What do you gain by returning to the championship?

  • Speed of learning: Legitimate pressure accelerates iteration.
  • Engagement based on purpose: A team that knows what the trophy is worth runs until the final whistle.
  • External reputation: The market recognizes those who generate measurable impact, not those who collect symbolic participation.

In the end, complacency is either an intentional choice or silent omission. If your journey resembles a Sunday kickabout where no one cares about scoring, ask yourself: when did I turn off the scoreboard… and why? Recognizing this turning point is the first step to turning the score back on, wearing the captain’s armband, and playing not just to participate but to win. Because passing the ball around is fun for an afternoon; building a legacy requires goals, statistics, and visible trophies.

That’s it.

1 thought on “Is your life a friendly game where you don’t need to score?

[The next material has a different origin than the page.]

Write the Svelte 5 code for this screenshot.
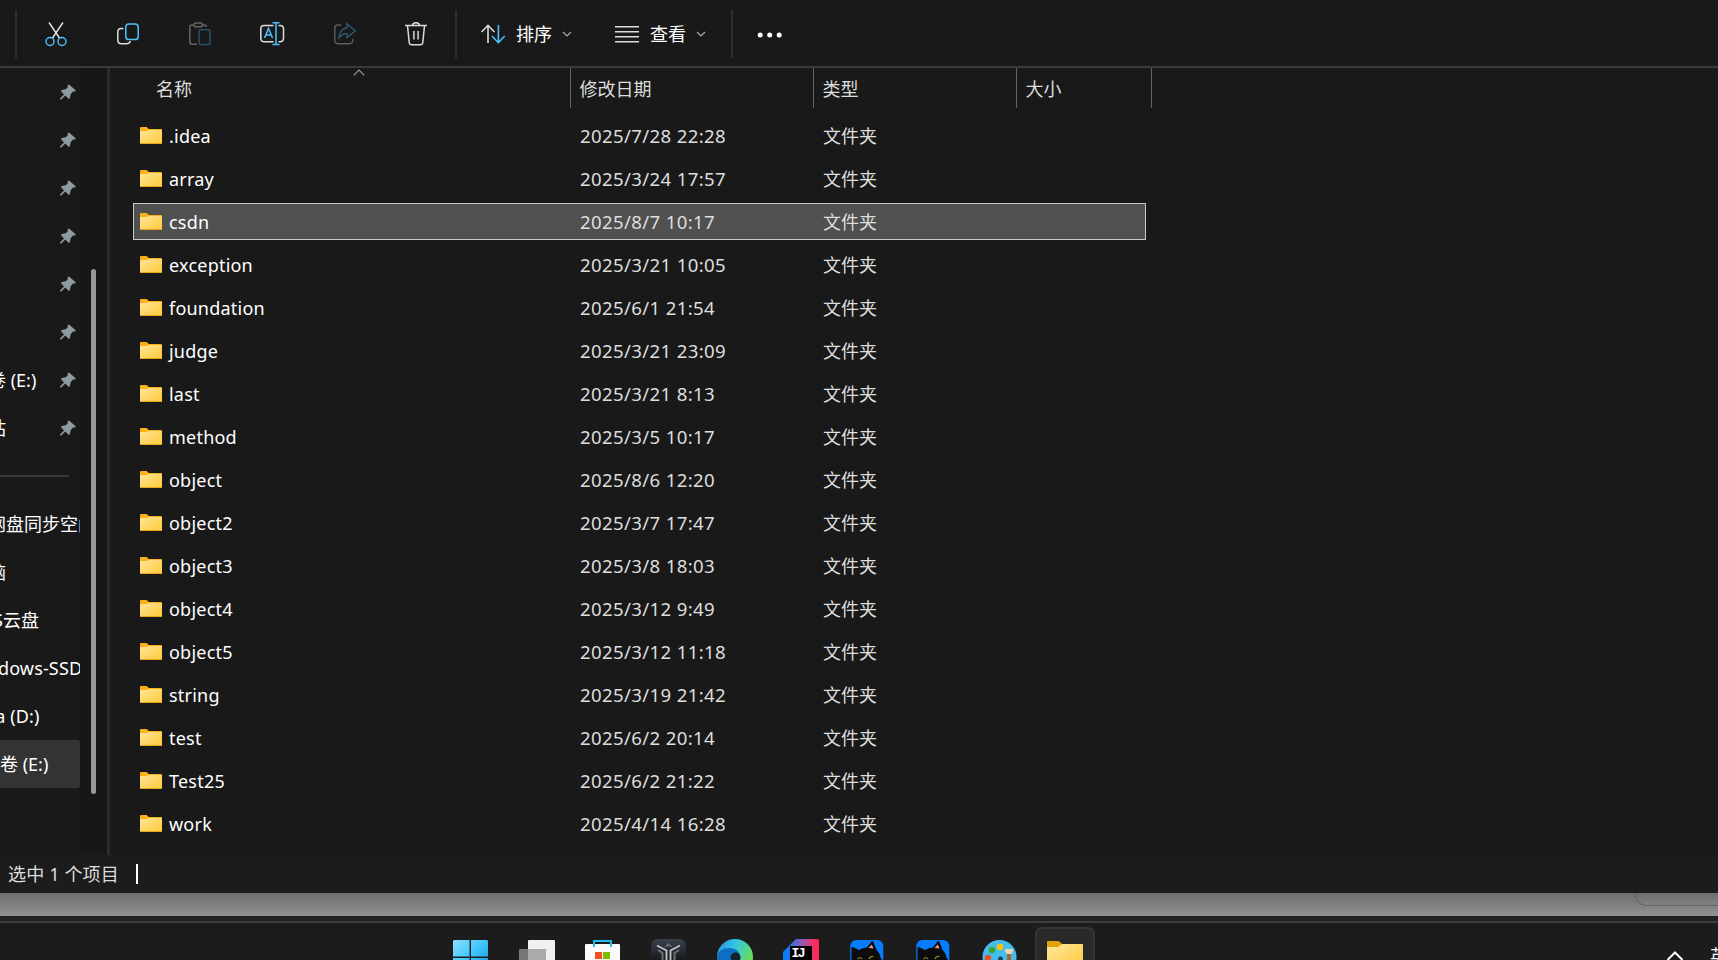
<script lang="ts">
  interface Folder {
    name: string
    modified: string
  }
  interface Place {
    label: string
    pinned?: boolean
    nested?: boolean
    shifted?: boolean
    active?: boolean
  }

  const folders: Folder[] = [
    { name: '.idea', modified: '2025/7/28 22:28' },
    { name: 'array', modified: '2025/3/24 17:57' },
    { name: 'csdn', modified: '2025/8/7 10:17' },
    { name: 'exception', modified: '2025/3/21 10:05' },
    { name: 'foundation', modified: '2025/6/1 21:54' },
    { name: 'judge', modified: '2025/3/21 23:09' },
    { name: 'last', modified: '2025/3/21 8:13' },
    { name: 'method', modified: '2025/3/5 10:17' },
    { name: 'object', modified: '2025/8/6 12:20' },
    { name: 'object2', modified: '2025/3/7 17:47' },
    { name: 'object3', modified: '2025/3/8 18:03' },
    { name: 'object4', modified: '2025/3/12 9:49' },
    { name: 'object5', modified: '2025/3/12 11:18' },
    { name: 'string', modified: '2025/3/19 21:42' },
    { name: 'test', modified: '2025/6/2 20:14' },
    { name: 'Test25', modified: '2025/6/2 21:22' },
    { name: 'work', modified: '2025/4/14 16:28' },
  ]

  const quick: Place[] = [
    { label: '', pinned: true },
    { label: '', pinned: true },
    { label: '', pinned: true },
    { label: '', pinned: true },
    { label: '', pinned: true },
    { label: '', pinned: true },
    { label: '新加卷 (E:)', pinned: true },
    { label: '回收站', pinned: true },
  ]

  const places: Place[] = [
    { label: '百度网盘同步空间' },
    { label: '此电脑' },
    { label: 'WPS云盘', nested: true, shifted: true },
    { label: 'Windows-SSD', nested: true, shifted: true },
    { label: 'Data (D:)', nested: true, shifted: true },
    { label: '新加卷 (E:)', nested: true, active: true },
  ]

  let selected = $state('csdn')
</script>

{#snippet place(p: Place)}
  <div class="place" class:active={p.active}>
    <span class="place-label" class:nested={p.nested} class:shifted={p.shifted}>{p.label}</span>
    {#if p.pinned}
      <svg class="pin" width="16" height="16" viewBox="0 0 16 16">
        <path d="M9 .4 15.7 6.2 15 7.4 13 7.6 10.6 10.2 9.9 14.2 8.8 15 5.3 11.6 1.3 15.6H0V14.5L4 10.4 1 7.1 1.6 6 5.8 5.3 7.7 3.2 7.6 1.2Z" fill="#8f9ba3" />
      </svg>
    {/if}
  </div>
{/snippet}

{#snippet chevron()}
  <svg class="chev" width="10" height="6" viewBox="0 0 10 6" fill="none" stroke="#aaa" stroke-width="1.2"><path d="M1 1l4 4 4-4" /></svg>
{/snippet}

{#snippet cat()}
  <svg width="36" height="36" viewBox="0 0 36 36">
    <rect x="1.300" y="1" width="33" height="34" rx="6" fill="#077cff" />
    <path d="M2.500 8.500Q3.500 7.500 5 8.500L10 11Q15 8 18 8.500L22.500 2.500Q23.500 1.500 24.500 3L27.500 11Q31 14 31.500 19L34.300 22V36H3Q1 28 2.500 20Z" fill="#0c0c0c" />
    <path d="M19.500 9 22.800 5.500 24.500 9.500Z" fill="#f58fa8" />
    <path d="M8.500 20Q11 17.500 13 20M20 20Q21 17 24.500 17.500" fill="none" stroke="#8d8a1c" stroke-width="1.200" />
  </svg>
{/snippet}

<div class="desktop">
  <div class="toolbar">
    <span class="rule first"></span>
    <button class="tool" aria-label="剪切">
      <svg width="24" height="26" viewBox="0 0 24 26" fill="none" stroke-width="1.4">
        <path d="M5 1.500 15.5 17M19 1.500 8.5 17" stroke="#e4e4e4" />
        <circle cx="6" cy="20.500" r="4" stroke="#4cc2ff" />
        <circle cx="18" cy="20.500" r="4" stroke="#4cc2ff" />
      </svg>
    </button>
    <button class="tool" aria-label="复制">
      <svg width="24" height="26" viewBox="0 0 24 26" fill="none" stroke-width="1.5">
        <path d="M7.5 7.5H5.2Q1.8 7.5 1.8 11V19Q1.8 22.8 5.5 22.8H10.5Q14 22.8 14.2 20" stroke="#ddd" />
        <rect x="9.8" y="3" width="12.4" height="15.6" rx="3.2" stroke="#4cc2ff" />
      </svg>
    </button>
    <button class="tool" aria-label="粘贴">
      <svg width="24" height="26" viewBox="0 0 24 26" fill="none" stroke-width="1.5">
        <path d="M9 23.2H3.8Q1.8 23.2 1.8 21V6Q1.8 4 3.8 4H5.5M14.5 4H16.5Q18.5 4 18.5 6" stroke="#656565" />
        <rect x="6" y="2" width="8.5" height="3.8" rx="1.9" stroke="#656565" />
        <rect x="11" y="8.8" width="11" height="14.8" rx="2" stroke="#2a5268" />
      </svg>
    </button>
    <button class="tool" aria-label="重命名">
      <svg width="26" height="26" viewBox="0 0 26 26" fill="none" stroke-width="1.5">
        <path d="M14.5 4.5H5Q1.8 4.5 1.8 8V17Q1.8 20.7 5 20.7H14.5M19.5 4.5H21Q24.5 4.5 24.5 8V17Q24.5 20.7 21 20.7H19.5" stroke="#ddd" />
        <path d="M5.5 17 9.5 7.5 13.5 17M7 14H12M17 2V23.5M13.5 1.8H20.5M13.5 23.6H20.5" stroke="#4cc2ff" />
      </svg>
    </button>
    <button class="tool" aria-label="共享">
      <svg class="share" width="24" height="26" viewBox="0 0 24 26" fill="none" stroke-width="1.4">
        <path d="M8 4H5Q1.8 4 1.8 7.5V19Q1.8 22.7 5 22.7H16Q19.8 22.7 19.8 19V17.8" stroke="#5c5c5c" />
        <path d="M14 2.7 22.2 10 14 16.5V12.8Q9.5 12 6 17Q6.8 7.5 14 6.7Z" stroke="#2d586f" />
      </svg>
    </button>
    <button class="tool" aria-label="删除">
      <svg width="24" height="26" viewBox="0 0 24 26" fill="none" stroke="#ddd" stroke-width="1.5">
        <path d="M1 4.5H23M8.8 4Q9 1.8 12 1.8T15.2 4M3.5 4.5 5.2 21.5Q5.5 23.7 7.5 23.7H16.5Q18.5 23.7 18.8 21.5L20.5 4.5M9.9 10V18.5M14.1 10V18.5" />
      </svg>
    </button>
    <span class="rule"></span>
    <button class="menu sort">
      <svg width="24" height="20" viewBox="0 0 24 20" fill="none" stroke-width="1.6">
        <path d="M.6 8 7 1.3 13.4 8M7 1.5V19" stroke="#ddd" />
        <path d="M11 12 17.4 18.7 23.7 12M17.4 18.5V1" stroke="#4cc2ff" />
      </svg>
      <span>排序</span>
      {@render chevron()}
    </button>
    <button class="menu view">
      <svg width="24" height="18" viewBox="0 0 24 18" stroke="#ddd" stroke-width="1.4"><path d="M0 1.7H24M0 6.7H24M0 11.7H24M0 16.7H24" /></svg>
      <span>查看</span>
      {@render chevron()}
    </button>
    <span class="rule"></span>
    <button class="more" aria-label="更多">
      <svg width="26" height="6" viewBox="0 0 26 6" fill="#fff"><circle cx="3.2" cy="3" r="2.5" /><circle cx="12.7" cy="3" r="2.5" /><circle cx="22.2" cy="3" r="2.5" /></svg>
    </button>
  </div>

  <div class="body">
    <nav class="sidebar">
      {#each quick as p}
        {@render place(p)}
      {/each}
      <div class="split"><span></span></div>
      {#each places as p}
        {@render place(p)}
      {/each}
    </nav>
    <div class="gutter"><span class="thumb"></span></div>

    <main class="files">
      <div class="head">
        <div class="th name">
          名称
          <svg class="asc" width="12" height="7" viewBox="0 0 12 7" fill="none" stroke="#999" stroke-width="1.1"><path d="M.7 6.3 6 1l5.3 5.3" /></svg>
        </div>
        <div class="th">修改日期</div>
        <div class="th">类型</div>
        <div class="th">大小</div>
      </div>
      <div class="rows">
        {#each folders as f (f.name)}
          <!-- svelte-ignore a11y_click_events_have_key_events, a11y_no_static_element_interactions -->
          <div class="row" class:selected={f.name === selected} onclick={() => (selected = f.name)}>
            <span class="cell file">
              <svg width="22" height="18" viewBox="0 0 22 18">
                <defs>
                  <linearGradient id="fold" x1="0" y1="0" x2="1" y2="1">
                    <stop offset="0" stop-color="#ffe69b" />
                    <stop offset="1" stop-color="#ffc937" />
                  </linearGradient>
                </defs>
                <path d="M0 1Q0 0 1 0H6.6L8.8 2H21Q22 2 22 3V8H0Z" fill="#fbb116" />
                <path d="M0 5Q0 4 1 4H6.5L8.5 3H21Q22 3 22 4V16Q22 17 21 17H1Q0 17 0 16Z" fill="url(#fold)" />
                <path d="M.3 16.5H21.7" stroke="#eba71c" />
              </svg>
              {f.name}
            </span>
            <span class="cell date">{f.modified}</span>
            <span class="cell kind">文件夹</span>
          </div>
        {/each}
      </div>
    </main>
  </div>

  <div class="status"><span>选中 1 个项目</span><i class="caret"></i></div>
  <div class="behind"><span class="corner"></span></div>

  <div class="taskbar">
    <div class="slot">
      <svg width="36" height="36" viewBox="1 0 36 36">
        <defs>
          <linearGradient id="win" x1="0" y1="0" x2="1" y2="1">
            <stop offset="0" stop-color="#8be0ff" />
            <stop offset=".5" stop-color="#3cc4fb" />
            <stop offset="1" stop-color="#0a8be0" />
          </linearGradient>
        </defs>
        <path d="M2 1H17.6V17.6H1V2ZM19 1H35L36 2V17.6H19ZM1 19H17.6V35H1ZM19 19H36V35H19Z" fill="url(#win)" />
      </svg>
    </div>
    <div class="slot">
      <svg width="36" height="36" viewBox="1 0 36 36">
        <rect x="10" y="1" width="27" height="27" rx="1" fill="#f1f1f1" />
        <rect x="1" y="10" width="27" height="27" rx="1" fill="#777" />
        <path d="M10 10H28V28H10Z" fill="#aaa" />
      </svg>
    </div>
    <div class="slot">
      <svg width="36" height="36" viewBox="1 0 36 36">
        <path d="M1 6Q1 5 2 5H35Q36 5 36 6V36H1Z" fill="#fafafa" />
        <path d="M10 8V2H27V8" fill="none" stroke="#20bdf2" stroke-width="2" />
        <path d="M11 13H18V20H11Z" fill="#f25022" /><path d="M19 13H26V20H19Z" fill="#7fba00" />
      </svg>
    </div>
    <div class="slot">
      <svg width="36" height="36" viewBox="1 0 36 36">
        <defs>
          <linearGradient id="dark" x1="0" y1="0" x2="0" y2="1">
            <stop offset="0" stop-color="#3a414c" />
            <stop offset=".6" stop-color="#17191d" />
          </linearGradient>
        </defs>
        <rect x="1" y="0" width="35" height="36" rx="7" fill="url(#dark)" />
        <path d="M7 6.500 16.500 11.500V30M30 6.500 20.500 11.500V30" fill="none" stroke="#c3c6c9" stroke-width="1.800" />
        <path d="M8 11 12.500 14V28M29 11 24.500 14V28" fill="none" stroke="#6d7176" stroke-width="2" />
        <path d="M14 8.500 18.5 4 23 8.500 18.5 7Z" fill="#6e747b" />
      </svg>
    </div>
    <div class="slot">
      <svg width="36" height="36" viewBox="0 0 36 36">
        <defs>
          <linearGradient id="edge" x1="0" y1="0" x2="1" y2=".5">
            <stop offset="0" stop-color="#2389dd" />
            <stop offset=".45" stop-color="#35c3ea" />
            <stop offset="1" stop-color="#6be052" />
          </linearGradient>
        </defs>
        <circle cx="18" cy="18" r="18" fill="url(#edge)" />
        <path d="M0 18Q2 9 12 9 21 9 23 16L17 30 5 31Q0 26 0 18Z" fill="#0c6fc4" />
        <circle cx="18.5" cy="18.5" r="5" fill="#14202e" />
      </svg>
    </div>
    <div class="slot">
      <svg width="36" height="36" viewBox="0 0 36 36">
        <defs>
          <linearGradient id="ij" x1="0" y1="0" x2="1" y2="0">
            <stop offset=".1" stop-color="#087cfa" />
            <stop offset=".55" stop-color="#9a58ae" />
            <stop offset=".9" stop-color="#fe2857" />
          </linearGradient>
        </defs>
        <path d="M0 13 13 0H34Q36 0 36 2V36H0Z" fill="url(#ij)" />
        <path d="M7 7H29V29H7Z" fill="#000" />
        <text x="8.500" y="18" class="ij">IJ</text>
      </svg>
    </div>
    <div class="slot">{@render cat()}</div>
    <div class="slot">{@render cat()}</div>
    <div class="slot">
      <svg width="36" height="36" viewBox="0 0 36 36">
        <ellipse cx="18.5" cy="18" rx="17" ry="17" fill="#43bdeb" />
        <circle cx="19" cy="8" r="3.2" fill="#ffc10e" />
        <circle cx="11" cy="11" r="3.2" fill="#3aa52c" />
        <circle cx="7" cy="19" r="3.2" fill="#e2532b" />
        <circle cx="19.5" cy="20" r="2.4" fill="#1e3c50" />
        <path d="M24 10H32Q32.500 14 29.500 15H26.500Q23.500 14 24 10Z" fill="#f3d3ac" />
        <path d="M26 15H30V30H26Z" fill="#a9622b" />
      </svg>
    </div>
    <div class="slot open">
      <svg width="36" height="36" viewBox="0 0 36 36">
        <path d="M0 3Q0 2 1 2H11Q12 2 13 3L15 5H35Q36 5 36 6V12H0Z" fill="#e3a008" />
        <path d="M0 9Q0 8 1 8H11L15 5H35Q36 5 36 6V32H0Z" fill="url(#fold)" />
      </svg>
    </div>
    <div class="tray">
      <svg width="18" height="12" viewBox="0 0 18 12" fill="none" stroke="#fff" stroke-width="2"><path d="M1.500 9 9 1.500 16.500 9" /></svg>
      <span class="ime">英</span>
    </div>
  </div>
</div>

<style>
  :global(body) {
    background: #191919;
    overflow: hidden;
  }
  .desktop {
    display: flex;
    flex-direction: column;
    width: 1718px;
    height: 960px;
    overflow: hidden;
    background: #191919;
    color: #fff;
    font-family: 'Noto Sans', 'Noto Sans CJK SC', sans-serif;
    font-size: 18px;
    line-height: 24px;
  }
  svg {
    display: block;
    flex: none;
  }
  button {
    border: none;
    padding: 0;
    background: transparent;
    color: inherit;
    font: inherit;
  }

  /* toolbar */
  .toolbar {
    display: flex;
    align-items: center;
    box-sizing: border-box;
    height: 68px;
    flex: none;
    border-bottom: 2px solid #3a3a3a;
  }
  .rule {
    width: 2px;
    height: 48px;
    margin-top: 2px;
    background: #2e2e2e;
  }
  .rule.first {
    margin-left: 15px;
    margin-right: 3px;
  }
  .tool {
    display: flex;
    justify-content: center;
    width: 72px;
    margin-top: 2px;
  }
  .share {
    margin-left: 1px;
  }
  .tool + .rule {
    margin-left: 3px;
  }
  .menu {
    display: flex;
    align-items: center;
    margin-top: 2px;
  }
  .menu span {
    margin-left: 11px;
    margin-right: 10px;
  }
  .sort {
    margin-left: 24px;
  }
  .view {
    margin-left: 43px;
    margin-right: 25px;
  }
  .more {
    margin-left: 24px;
    margin-top: 4px;
  }

  /* navigation pane */
  .body {
    display: flex;
    height: 787px;
    flex: none;
  }
  .sidebar {
    width: 80px;
    overflow: hidden;
    background: #191919;
  }
  .place {
    display: flex;
    align-items: center;
    justify-content: space-between;
    box-sizing: border-box;
    height: 48px;
    padding-right: 4px;
    white-space: nowrap;
  }
  .place.active {
    background: #333;
    border-radius: 0 3px 3px 0;
  }
  .place-label {
    margin-left: -48px;
  }
  .place-label.nested {
    margin-left: -36px;
  }
  .place-label.shifted {
    margin-left: -35px;
    letter-spacing: 0.15px;
  }
  .split {
    display: flex;
    align-items: center;
    height: 48px;
  }
  .split span {
    width: 69px;
    height: 2px;
    background: #3a3a3a;
  }
  .gutter {
    box-sizing: border-box;
    width: 30px;
    padding: 201px 0 0 11px;
    background: #171717;
    border-right: 3px solid #2b2b2b;
  }
  .thumb {
    display: block;
    width: 5px;
    height: 525px;
    border-radius: 3px;
    background: #999;
  }

  /* file list */
  .files {
    flex: 1;
  }
  .head {
    display: grid;
    grid-template-columns: 461px 243px 203px 135px;
    height: 40px;
  }
  .th {
    box-sizing: border-box;
    padding: 9px 0 0 8.5px;
    border-right: 1px solid #636363;
    color: #dedede;
  }
  .th.name {
    position: relative;
    padding-left: 46px;
  }
  .asc {
    position: absolute;
    left: 243px;
    top: 1px;
  }
  .rows {
    display: flex;
    flex-direction: column;
    gap: 6px;
    width: 1013px;
    margin: 9px 0 0 23px;
  }
  .row {
    display: grid;
    grid-template-columns: 446px 243px 1fr;
    align-items: center;
    box-sizing: border-box;
    height: 37px;
    border: 1px solid transparent;
  }
  .row.selected {
    background: #505050;
    border-color: #c9c9c9;
  }
  .cell {
    color: #dedede;
  }
  .file {
    display: flex;
    align-items: center;
    gap: 7px;
    padding-left: 6px;
    color: #fff;
    letter-spacing: 0.22px;
  }
  .date {
    font-size: 18.6px;
    letter-spacing: 0.36px;
  }

  /* status bar and the window behind it */
  .status {
    display: flex;
    align-items: center;
    height: 38px;
    flex: none;
    padding-left: 8px;
    background: #1c1c1c;
    color: #dedede;
    letter-spacing: 0.15px;
  }
  .caret {
    width: 2px;
    height: 20px;
    margin-left: 17px;
    background: #fff;
  }
  .behind {
    display: flex;
    justify-content: flex-end;
    height: 23px;
    flex: none;
    background: linear-gradient(#6e6e6e, #929292);
  }
  .corner {
    box-sizing: border-box;
    width: 83px;
    height: 13px;
    border: 1px solid #646464;
    border-width: 0 0 1px 1px;
    border-bottom-left-radius: 12px;
  }

  /* taskbar */
  .taskbar {
    display: flex;
    box-sizing: border-box;
    height: 44px;
    flex: none;
    padding: 5px 0 0 438px;
    background: linear-gradient(#222 5px, #3d3d3d 5px, #3d3d3d 7px, #1c1c1c 7px);
  }
  .slot {
    box-sizing: border-box;
    display: flex;
    justify-content: center;
    width: 60px;
    height: 60px;
    flex: none;
    margin: 6px 3px 0;
    padding-top: 12px;
  }
  .slot.open {
    background: #292929;
    border: 2px solid #353535;
    border-radius: 7px;
    padding-top: 10px;
  }
  .tray {
    display: flex;
    flex: none;
    margin: 30px 0 0 568px;
  }
  .ime {
    margin: -7px 0 0 26px;
    white-space: nowrap;
  }
  .ij {
    font: bold 13px 'Liberation Mono', monospace;
    letter-spacing: -1.5px;
    fill: #fff;
  }
</style>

  1. Brilliant analogy. It hits right where it should – especially for those of us who’ve been “passing the ball around” for longer than we care to admit. The idea that many careers have turned into casual matches with no scoreboard is uncomfortably accurate. We confuse movement with progress, and routines with growth.

    The reminder to bring back measurable goals, intentional phases, and a sense of healthy urgency is timely. I especially resonated with “invite critics, not fans” – that alone can transform the entire game. Feedback that doesn’t challenge is just noise.

    Thanks for the wake-up call. It’s time to put the jersey back on, call the team, and chase real goals again.